If those whose lives depend on their ability to speak and voice their concerns can be silenced and demonized, what would that mean for them and for us who are watching it happen and remain silent? What does our unwillingness to speak mean for the silencers and demonizers? And, what does the silence mean for an institution that believes in social justice in terms of engagements with those issues and giving students and community members the lenses and critical perspectives for their own liberation and the humanization of their peers and others? We know the benefits to some of those who silence, continue with things as usual - enjoy their lives and the status quo that leaves others at risk of psychological and physical harm, at worse, dehumanized or dead. For some of us, silence is highly prized because it quiets our conscience while we protect our benefits. Silence also represents our blind spots informed by our life experiences and exposure. It often leads to the deepening of bigotry, discrimination, dehumanization, and indifference as it did for me. We are all victims and perpetrators of it. It is the blindness and casual indifference it creates, which is most damaging to others and to us for it conveys a level of depravity of spirit that places our lives above others, our interests above others, and most importantly, our humanity above others. It diminishes us in imperceptible ways, each time we act out that indifference… Each time we silence… or remain silent… But for those who experience that indifference and our silence, for those on whom we impose silence, the cost is immediate, often permanent, and for sure debilitating, if not deadly. The reality is that silence is a facilitator and an inhibiter of injustice and oppression.

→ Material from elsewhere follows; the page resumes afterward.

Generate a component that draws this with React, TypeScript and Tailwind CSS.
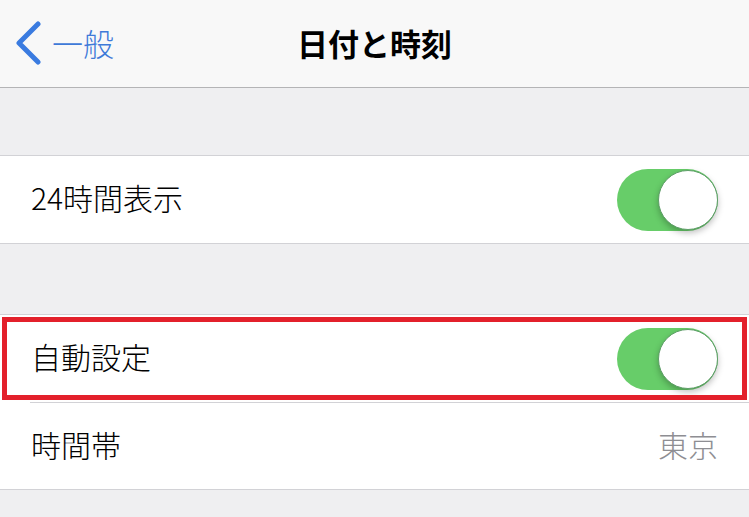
import React from "react";

const font = { fontFamily: '"Noto Sans CJK JP", "Noto Sans", sans-serif' };

function Toggle() {
  return (
    <div className="relative h-[62px] w-[101px] rounded-full bg-[#67cd69]">
      <div className="absolute right-0 top-[1px] h-[60px] w-[60px] rounded-full border border-[#5e9e68] bg-white shadow-[0_3px_6px_rgba(0,0,0,0.25)]" />
    </div>
  );
}

export default function App() {
  return (
    <div className="h-[517px] w-[749px] overflow-hidden bg-[#efeff1] text-black" style={font}>
      <div className="relative flex h-[88px] items-center justify-center border-b border-[#b4b4b6] bg-[#f8f8f8]">
        <div className="absolute left-[14px] top-0 flex h-full items-center gap-[10px]">
          <svg width="28" height="44" viewBox="0 0 28 44" className="mt-[-2px]">
            <polyline points="24,3 5,22 24,41" fill="none" stroke="#3a7be0" strokeWidth="5" strokeLinecap="round" strokeLinejoin="round" />
          </svg>
          <span className="text-[31px] font-light leading-none text-[#3f7ad8] mt-[-2px]">一般</span>
        </div>
        <span className="text-[31px] font-bold leading-none mt-[-2px]">日付と時刻</span>
      </div>
      <div className="h-[67px]" />
      <div className="border-y border-[#d2d2d6] bg-white">
        <div className="flex h-[87px] items-center justify-between pl-[31px] pr-[31px]">
          <span className="text-[30px] font-light leading-none mt-[-5px]">24時間表示</span>
          <Toggle />
        </div>
      </div>
      <div className="h-[70px]" />
      <div className="border-y border-[#d2d2d6] bg-white">
        <div className="relative flex h-[87px] items-center justify-between pl-[31px] pr-[31px]">
          <span className="text-[30px] font-light leading-none mt-[-6px]">自動設定</span>
          <Toggle />
          <div className="pointer-events-none absolute bottom-[2px] left-[2px] right-[2px] top-[2px] border-[5px] border-[#e3202b]" />
        </div>
        <div className="ml-[30px] h-px bg-[#d2d2d6]" />
        <div className="flex h-[86px] items-center justify-between pl-[31px] pr-[31px]">
          <span className="text-[30px] font-light leading-none mt-[-4px]">時間帯</span>
          <span className="text-[30px] font-light leading-none text-[#8e8e93] mt-[-4px]">東京</span>
        </div>
      </div>
    </div>
  );
}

Our goal for this collection of essays is to help break the silence and paralysis of dehumanization. We hope that by peering through the lives and experiences of members of our community, some of us might find our ways out of blindness toward wholeness or gain encouragement to continue on our journey of humanization toward liberation. The author and Poet Yolo Akili once wrote, “Oppression thrives off isolation. Connection is the only thing that can save you. Remember: Oppression thrives on superficiality. Honesty about your struggles is the key to your liberation. Remember: Your story can help save someone’s life. Your silence contributes to someone else’s struggle. Speak so we can all be free. Love so we all can be liberated. The moment is now. We need you.” We are blessed to have community members who braved vulnerability to foster growth and self-reflection. I have always been encouraged by the beauty and potential of this SMC community.  May the stories you are about to read move you toward your own path to reflection, humanization and liberation.